§ **Goal**: Provide only the number of lines in the listing that contain the string "table".

§ **Data block**:
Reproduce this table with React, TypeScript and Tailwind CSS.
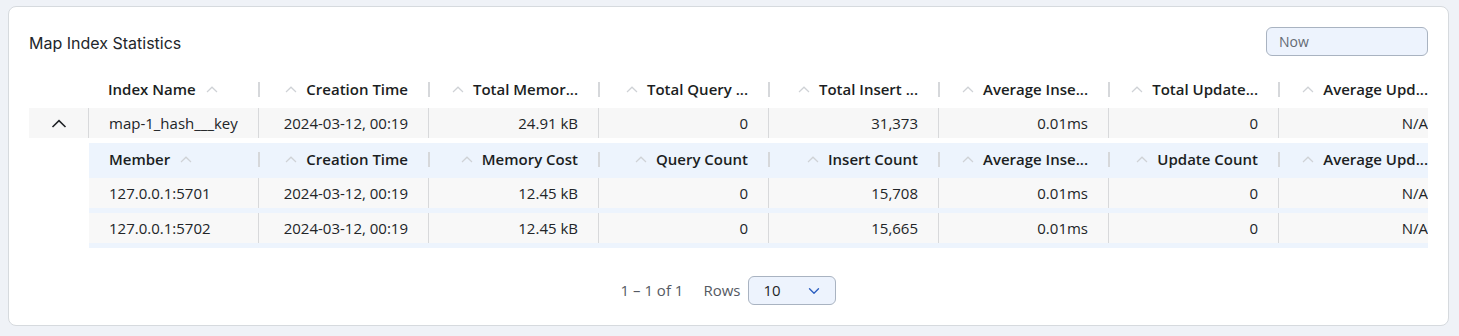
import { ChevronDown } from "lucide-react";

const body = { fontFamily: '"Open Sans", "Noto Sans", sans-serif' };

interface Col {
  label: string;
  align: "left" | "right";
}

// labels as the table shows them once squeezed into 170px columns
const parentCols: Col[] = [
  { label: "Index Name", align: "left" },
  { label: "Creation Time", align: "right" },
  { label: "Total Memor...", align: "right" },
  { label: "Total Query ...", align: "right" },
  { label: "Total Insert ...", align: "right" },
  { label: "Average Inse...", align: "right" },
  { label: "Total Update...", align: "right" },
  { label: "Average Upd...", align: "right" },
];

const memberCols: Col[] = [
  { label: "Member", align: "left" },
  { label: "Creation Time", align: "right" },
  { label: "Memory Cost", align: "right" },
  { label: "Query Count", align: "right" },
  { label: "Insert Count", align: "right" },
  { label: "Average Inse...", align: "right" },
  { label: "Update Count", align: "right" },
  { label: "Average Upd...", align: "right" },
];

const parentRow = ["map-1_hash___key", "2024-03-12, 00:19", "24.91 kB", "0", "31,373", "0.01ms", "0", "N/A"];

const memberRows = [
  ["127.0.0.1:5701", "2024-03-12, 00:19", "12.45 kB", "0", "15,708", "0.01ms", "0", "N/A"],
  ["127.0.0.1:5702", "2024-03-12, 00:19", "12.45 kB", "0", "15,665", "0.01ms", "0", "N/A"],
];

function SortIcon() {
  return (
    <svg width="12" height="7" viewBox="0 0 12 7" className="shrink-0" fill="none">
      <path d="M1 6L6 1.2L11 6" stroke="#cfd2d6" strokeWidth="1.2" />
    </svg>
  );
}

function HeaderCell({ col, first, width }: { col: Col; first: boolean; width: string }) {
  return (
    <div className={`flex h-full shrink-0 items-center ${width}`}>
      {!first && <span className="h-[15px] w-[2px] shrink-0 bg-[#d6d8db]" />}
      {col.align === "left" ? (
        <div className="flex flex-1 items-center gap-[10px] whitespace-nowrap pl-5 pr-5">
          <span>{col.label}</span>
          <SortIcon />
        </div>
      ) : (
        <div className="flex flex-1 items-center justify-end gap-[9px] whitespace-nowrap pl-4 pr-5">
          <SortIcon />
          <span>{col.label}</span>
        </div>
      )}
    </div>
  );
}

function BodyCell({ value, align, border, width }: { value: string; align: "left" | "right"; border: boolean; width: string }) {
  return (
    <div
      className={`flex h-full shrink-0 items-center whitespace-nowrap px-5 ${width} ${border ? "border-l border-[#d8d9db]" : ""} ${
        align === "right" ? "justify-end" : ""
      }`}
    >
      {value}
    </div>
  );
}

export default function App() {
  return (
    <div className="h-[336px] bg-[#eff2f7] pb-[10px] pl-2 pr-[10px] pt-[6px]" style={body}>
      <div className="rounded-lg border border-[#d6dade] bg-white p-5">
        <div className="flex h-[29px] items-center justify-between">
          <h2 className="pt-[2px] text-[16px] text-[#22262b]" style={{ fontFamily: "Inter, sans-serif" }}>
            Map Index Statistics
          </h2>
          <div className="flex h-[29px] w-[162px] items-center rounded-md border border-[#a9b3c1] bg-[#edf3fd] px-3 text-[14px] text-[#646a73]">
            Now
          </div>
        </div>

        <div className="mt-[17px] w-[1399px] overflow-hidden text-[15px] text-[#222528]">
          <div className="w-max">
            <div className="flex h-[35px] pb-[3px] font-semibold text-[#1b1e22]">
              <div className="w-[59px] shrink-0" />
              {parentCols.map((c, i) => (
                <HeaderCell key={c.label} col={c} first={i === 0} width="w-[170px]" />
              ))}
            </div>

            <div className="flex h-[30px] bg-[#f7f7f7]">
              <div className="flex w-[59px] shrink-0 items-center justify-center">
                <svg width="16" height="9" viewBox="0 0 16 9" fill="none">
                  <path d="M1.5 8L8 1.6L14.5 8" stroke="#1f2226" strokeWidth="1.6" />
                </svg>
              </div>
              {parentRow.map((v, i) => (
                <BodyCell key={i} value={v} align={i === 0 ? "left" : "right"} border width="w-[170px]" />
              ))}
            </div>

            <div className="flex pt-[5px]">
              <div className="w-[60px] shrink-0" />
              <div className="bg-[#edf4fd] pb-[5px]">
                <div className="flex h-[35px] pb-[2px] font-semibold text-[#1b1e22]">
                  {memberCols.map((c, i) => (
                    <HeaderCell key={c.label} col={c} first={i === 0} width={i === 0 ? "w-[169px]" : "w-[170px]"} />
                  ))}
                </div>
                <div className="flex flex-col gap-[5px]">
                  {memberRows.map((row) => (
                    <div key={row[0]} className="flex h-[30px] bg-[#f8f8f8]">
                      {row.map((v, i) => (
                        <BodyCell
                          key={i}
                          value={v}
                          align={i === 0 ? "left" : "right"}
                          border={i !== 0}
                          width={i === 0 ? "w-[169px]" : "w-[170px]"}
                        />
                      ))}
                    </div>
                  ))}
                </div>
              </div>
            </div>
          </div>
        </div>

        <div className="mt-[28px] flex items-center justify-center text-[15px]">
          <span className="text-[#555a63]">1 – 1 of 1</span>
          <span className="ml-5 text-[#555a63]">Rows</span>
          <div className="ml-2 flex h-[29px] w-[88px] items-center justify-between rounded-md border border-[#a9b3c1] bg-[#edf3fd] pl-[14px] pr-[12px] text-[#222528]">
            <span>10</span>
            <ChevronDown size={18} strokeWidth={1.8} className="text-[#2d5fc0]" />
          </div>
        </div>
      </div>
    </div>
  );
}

§ **Expected answer**: 2